Comment peut-on définir le dialogue ?
Un dialogue sérieux, c’est la recherche, à deux ou à plusieurs, de la solution d’un problème. Celui-ci n’est possible qu’à partir de références initiales communes. Ces références communes permettent le développement d’un dialogue, appelons-le dialectique. En l’absence d’une axiomatique de départ partagée, nous ne pouvons avoir qu’un dialogue-de- sourds. Le dialogue-de-sourds, celui sans référentiel commun, est parfaitement stérile et ne produit chez les deux protagonistes que frustration, voire colère. Il épuise les énergies et ne fait qu’aggraver les divergences de départ. C’est malheureusement le cas le plus général. Dans certains cas cependant, à cause de la volonté des protagonistes, le dialogue a lieu. En quoi consiste-t-il ? En la recherche ou, plutôt, à la construction de ce référentiel commun absent. Pas à pas, il s’agit d’accommoder, de traduire, d’adopter un système sur lequel l’accord reste possible. Mais ces cas sont rares. DE
Quoi parlons- nous lorsque nous disons « référentiels communs » ?
Les référentiels du dialogue peuvent être de deux ordres : soit de l’ordre du savoir, soit de l’ordre des valeurs, savoir et valeurs relevant de domaines radicalement hétérogènes. Dans le cas où le référentiel de départ relève du savoir, cas princeps de la science, le dialogue, en cas d’opposition des protagonistes, se transfère au domaine de l’expérimentation qui tranchera. La divergence initiale entre protagonistes ne tardera pas à se défaire au vu des résultats répétés de l’expérimentation. Mais la science n’est pas le seul domaine où le référentiel peut être partagé. Le domaine du droit, qu’il soit civil ou religieux, fournit suffisamment d’éléments partagés pour que la confrontation dialogale puisse se résoudre. Il en va de même dans les discussions, parfois très longues, du Talmud, précisément parce que les règles exégétiques sont connues, définies et acceptées par les protagonistes.
Qu’en est-il lorsque les références sont de l’ordre des valeurs ?

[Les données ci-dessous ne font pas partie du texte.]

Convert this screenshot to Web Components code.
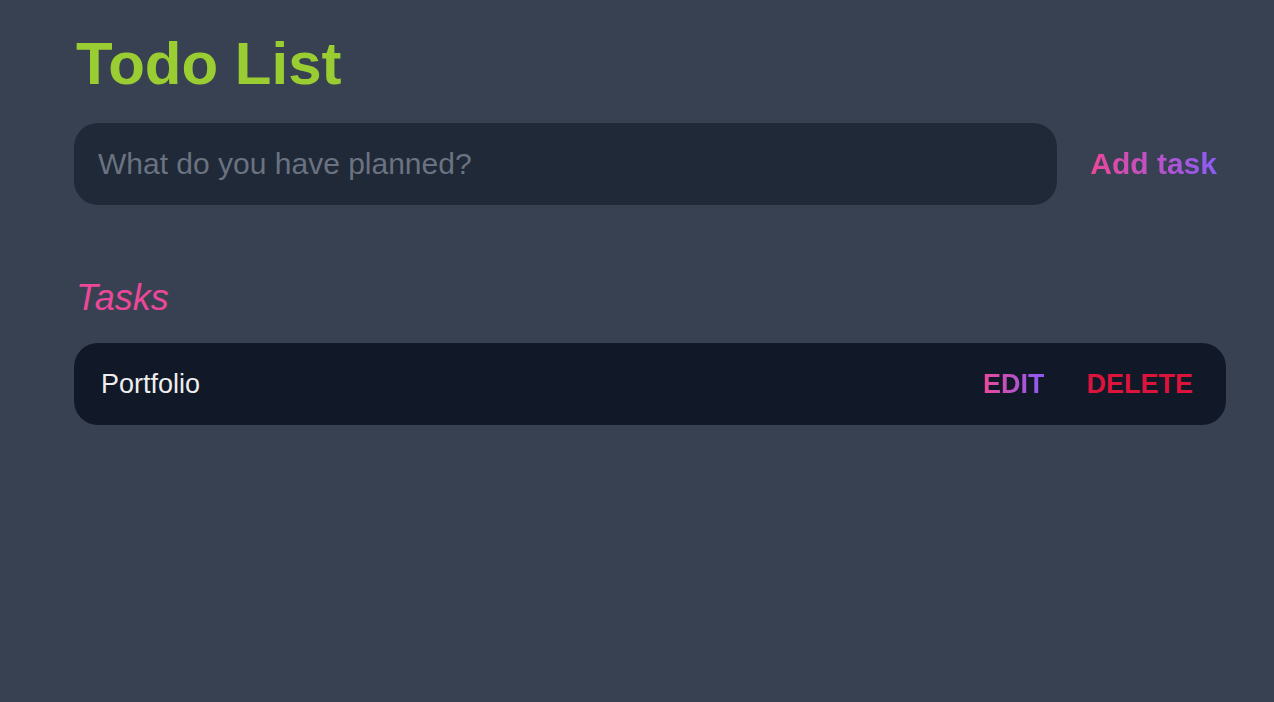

Pour les dialogues que nous qualifions de dialogues-de-sourds : les référentiels des protagonistes n’appartiennent pas au domaine du savoir mais à celui des valeurs. Il suffit de penser aux débats télévisuels dont on sait, voire que l’on espère, tourner à la foire d’empoigne. Toute confrontation de valeurs n’a aucune chance d’aboutir. Le choix de celles-ci ne relève en effet d’aucune expérimentation, ni d’aucun savoir préalable. Il relève de la « liberté » de chacun et d’un choix irrationnel lié à la subjectivité, à l’histoire personnelle ou familiale, à la culture à laquelle on appartient et dans laquelle on s’est formé. Même Emmanuel Kant, dans sa Critique de la raison pratique, échoua à définir un référentiel commun aux débats sur les questions d’éthique. La confrontation de deux subjectivités, chacune équipée de son système de valeurs, ne peut donc aboutir. Elle ressemble à une lutte à mort, symbolique certes, des consciences. Même dans les quelques cas évoqués précédemment où le dialogue aboutit à un compromis, celui-ci n’a été possible que par la prise en compte d’un terme commun : l’intérêt des protagonistes ou des groupes qu’ils représentent. Ce dialogue-là a pour nom négociation. On cède sur un point quand l’autre cède sur un autre.
Comment expliquez-vous qu’il soit devenu à ce point difficile de dialoguer sans que cela ne tourne à l’anathème ?
Je ne sais pas s’il a jamais été facile de dialoguer. Le dialogue sérieux reste extrêmement rare. Mais je constate aujourd’hui un effritement certain des références communes. Notre société développe des anticorps qui s’attaquent à elle-même. Notre société paraît souffrir d’une maladie auto-immune ou d’un désir suicidaire.
Voyez-vous un lien entre le fanatisme (sur lequel vous avez beaucoup travaillé) et l’impossibilité d’entendre une voix discordante ?
Je pense que ce refus de la contradiction est plus une conséquence du fanatisme qu’une cause. La plupart des fanatisés sont au bord de la psychose. Or la psychose provient d’un effacement des références fondatrices. En « sacralisant » des idées, ils tentent de reconstruire cette référence presque effacée, parce que la souffrance du psychotique est immense. Cela devient un pare-feu contre cette angoisse qui les submerge. En même temps, elle les conduit à des impasses ou à la destruction.